The Mite
Part: 42

Wiring, Dash pad, wipers....

Wiring under the dash of the Sprite Continuing on with the wiring. If I think about the whole thing at once, it is nearly overwhelming, but if I just concentrate on one wire at a time, the job doesn't seem so intimidating.
Some wiring supplies Here's some of the supplies I was armed with: connectors, crimpers, strippers, wiring diagrams, etc....
Wired switches The main switches wired into the harness. from the left: ignition, wipers, heater,and stereo connector.
Back of sprite dashboard The back of the dashboard
Wiring behind the austin healey sprite dash More wires in place and ready to be zip tied together and out of the way
Not and artifact What my camera saw while I was doing most of the wiring. Colleen and her friend Judy went on a 14 mile hike from Seven springs to Spur Cross. Along the way they found this. Probably not an ancient Native-American aritfact.
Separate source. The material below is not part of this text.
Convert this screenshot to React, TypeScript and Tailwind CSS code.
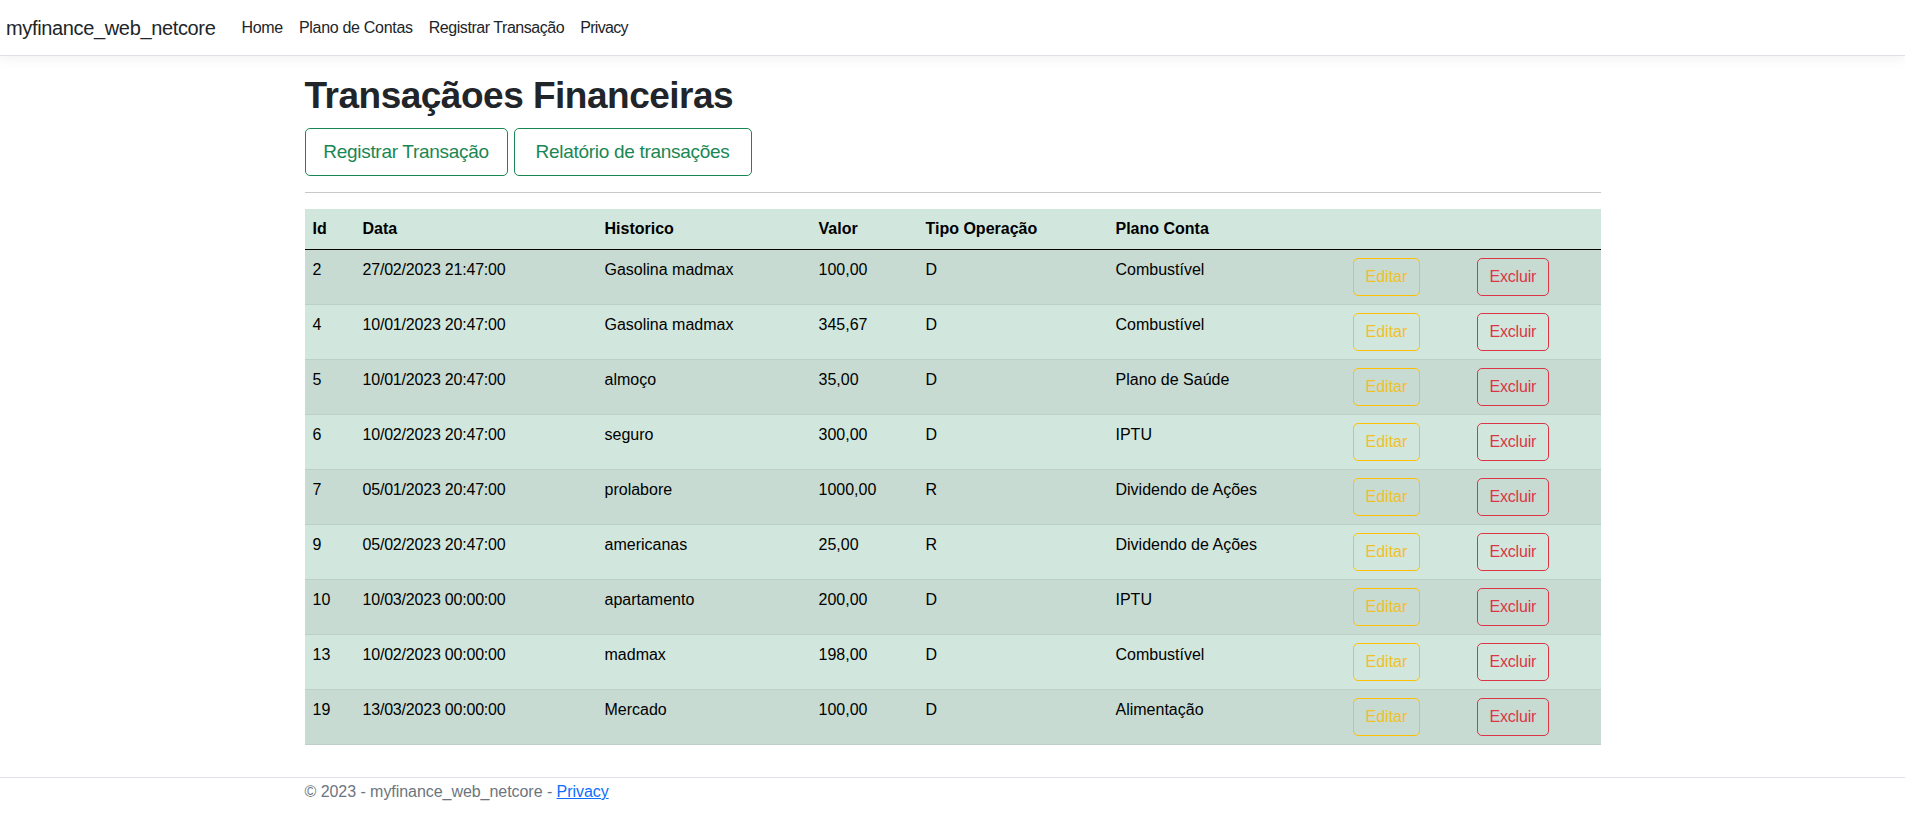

Wiring Sprite Mostly done I've got most of the wiring done, it took about 12 hours, even with the EZ Wiring harness. The harness did make things much easier than making one from scratch, but the instructions were a bit vague. For example: There was no complete wiring diagram included, just hand draw sketches of what the manufacturer assumed we would want to see. They assumed that everyone would be using a GM style steering column, everyone would use GM style blinkers where the brake lite and blinker are the same bulb, and that everyone would mount the fuse panel under the dash on the driver's side. I had to figure out a bunch of things on my own; like how the horn was wired (ground side or pos side switched?), etc...
Sprite wiring from drivers side But, all -in -all, the harness helped speed things up. I added quick-connects to all the wiring going to the dashboard so that I could remove the whole unit for service. I also invested in a good, ratcheting crimper for weather pak type connectors to make the corrrect and strong crimps on these connectors.
Dash installed with no pad Here's the dash set in the car, but as I was ready to install it, I realized that I had to finish the vinyl dash pad and wipers first!
Dash pad with vinyl stripped off The Sprite has a vinyl- and foam-covered pad that runs the length of the dash. The vinyl on mine was ratty, so I carefully peeled off the vinyl and left the half-round foam attached to the metal strip. Then, I went to Jo-Ann (Colleen calls it the women's Home Depot) and picked up 2 yards of vinyl for $14, and traced the shape of the dash pad on the back.
stretching old vinyl for measurement Then, I spread out the old vinyl and enlarged my tracing to allow the vinyl to be wrapped around the back of the pad
Spray adhesive I sprayed the cut vinyl and the dash pad with this adhesive and allowed it to set-up for a few minutes
Stretching new vinyl onto dash Then I stretched the vinyl around the foam and stuck it to the back of the dash
Sprite Dash pad installed Insert the 10 nuts and bolts, tighten down, and the dash pad is done.
Close view of dash pad installed A closer view. Note the tape under the wiper bezels to protect the paint as i begin to work on the wipers
Wiper spindles disassembled Here's the wiper spindles; disassembled, cleaned and ready for a new tube. The old tubes that hold the cable that moves the wipers was bent and kinked, so I got some new steel tube of similar size, cut it to length and flared the ends so it would fit into the spindles.
New Actuator tube for wiper spindles Here's the two wiper spindles with the new length of tube connecting them.
Wiper spindles and tube installed under dash And the wiper spindles/tube installed in the car under the dash. I've just cleaned and painted the wiper motor, so when it is dry, I'll mount it in the engine compartment on the passenger side, and make a new tube from the motor to the first spindle.